What exactly does "Earth Leakage" mean

The terms "Earth Leakage" "Touch Current" and "Sub Earth Leakage" often causes confusion during PAT Testing or when comparing different PAT Testers. This blog presents some additional information on these tests.


Earth Leakage

This test is carried out on Class 1 appliances and looks to see if there is any leakage current flowing from the Live Wire to the Earth wire of an appliance. This current is a measure of any significant breakdown of insulation.

This test is done at full mains voltage ie at 240V. The appliance is plugged into the tester and while 240V mains is being applied, the tester measures the current flowing through the Earth wire and presents this reading.

As the earth wire is known as the Protective Conductor, this test is sometimes referred to as the "Protective Conductor current" test.

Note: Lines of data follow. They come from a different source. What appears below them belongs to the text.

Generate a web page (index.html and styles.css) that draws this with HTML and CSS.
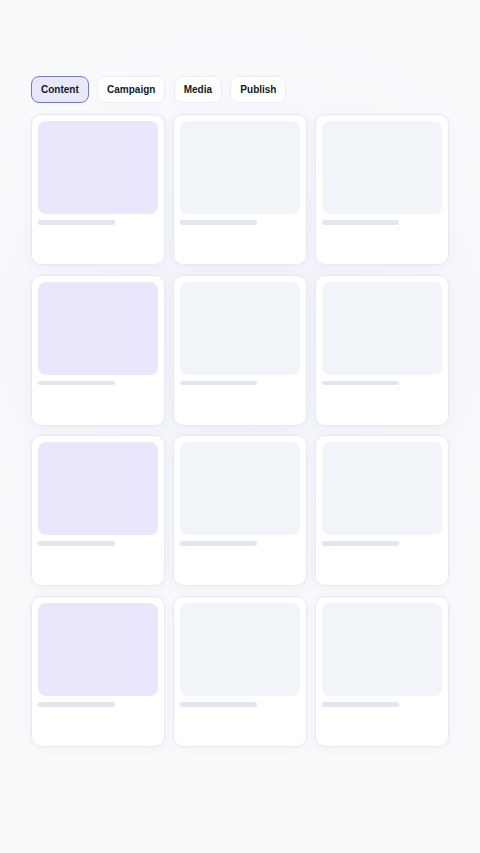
FILE: index.html
```html
<!DOCTYPE html>
<html>
<head>
<meta charset="utf-8">
<link rel="stylesheet" href="styles.css">
</head>
<body>
<div class="page">
  <div class="tabs">
    <button class="tab active">Content</button>
    <button class="tab">Campaign</button>
    <button class="tab">Media</button>
    <button class="tab">Publish</button>
  </div>
  <div class="grid">
    <div class="card"><div class="thumb accent"></div><div class="line"></div></div>
    <div class="card"><div class="thumb"></div><div class="line"></div></div>
    <div class="card"><div class="thumb"></div><div class="line"></div></div>
    <div class="card"><div class="thumb accent"></div><div class="line"></div></div>
    <div class="card"><div class="thumb"></div><div class="line"></div></div>
    <div class="card"><div class="thumb"></div><div class="line"></div></div>
    <div class="card"><div class="thumb accent"></div><div class="line"></div></div>
    <div class="card"><div class="thumb"></div><div class="line"></div></div>
    <div class="card"><div class="thumb"></div><div class="line"></div></div>
    <div class="card"><div class="thumb accent"></div><div class="line"></div></div>
    <div class="card"><div class="thumb"></div><div class="line"></div></div>
    <div class="card"><div class="thumb"></div><div class="line"></div></div>
  </div>
</div>
</body>
</html>
```
FILE: styles.css
```css
html, body {
  margin: 0;
  padding: 0;
}
body {
  width: 480px;
  height: 853px;
  background: #f8fafc;
  font-family: "Liberation Sans", Arial, sans-serif;
  overflow: hidden;
}
.page {
  padding: 76px 31px 0 31px;
  background: radial-gradient(ellipse 320px 300px at 240px 330px, #f1f3fa 0%, rgba(248,250,252,0) 100%);
  height: 853px;
  box-sizing: border-box;
}
.tabs {
  display: flex;
  gap: 8.3px;
  margin-bottom: 11px;
}
.tab {
  height: 27px;
  padding: 0 9px;
  border: 1px solid #eceef3;
  border-radius: 8px;
  background: #ffffff;
  font-family: "Liberation Sans", Arial, sans-serif;
  font-weight: 700;
  font-size: 10px;
  color: #111827;
  box-sizing: border-box;
}
.tab.active {
  background: #e9e8fb;
  border-color: #7b75c7;
}
.grid {
  display: grid;
  grid-template-columns: repeat(3, 134px);
  grid-auto-rows: 151px;
  column-gap: 8px;
  row-gap: 9.7px;
}
.card {
  background: #ffffff;
  border: 1px solid #e6e9f1;
  border-radius: 10px;
  box-shadow: 0 2px 10px rgba(100, 110, 170, 0.07);
  padding: 6px;
  box-sizing: border-box;
  display: flex;
  flex-direction: column;
}
.thumb {
  height: 93px;
  border-radius: 8px;
  background: #f1f4f8;
}
.thumb.accent {
  background: #e8e7fc;
}
.line {
  margin-top: 6px;
  width: 77px;
  height: 4.5px;
  border-radius: 2px;
  background: #e2e6ee;
}
```
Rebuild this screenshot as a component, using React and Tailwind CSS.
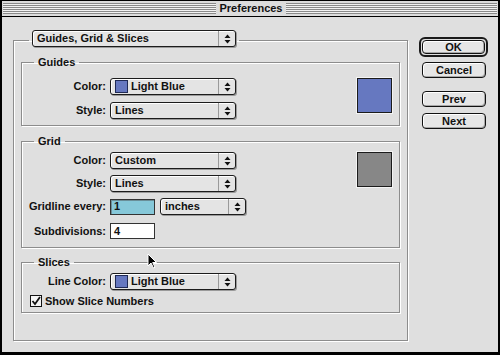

Great care needs to be taken during this test as full mains voltage is present and the appliance will start working.

Touch Current

This test is carried out on Class 2 appliances. In every aspects it is identical to the Earth Leakage test except one. Since Class 2 appliances do not have an earth connection, the test lead is connected to any user touchable metal part when this test is done. For this reason, it is called the Touch Current test as it measures the current that would flow through a person if they were touching the appliance.

Sub Earth Leakage (or Substitution Earth Leakage)

The Earth Leakage and the Touch Leakage tests require full mains voltage. For this reason, battery powered PAT testers do not provide this test. However some battery powered testers provide a much lower test using 40V AC. The resulting leakage current is multiplied by 6 to give the current that would be flowing if 240V mains were to be used. This test is used for Class 1 and Class 2 appliances.

One of the disadvantages of the Sub Earth Leakage test is that it does not power the appliance. Faults that may only be obvious when full mains is applied, will not be shown up by this test.

Summary

This blog post explains the different terminology used when describing Earth Leakage tests on appliances.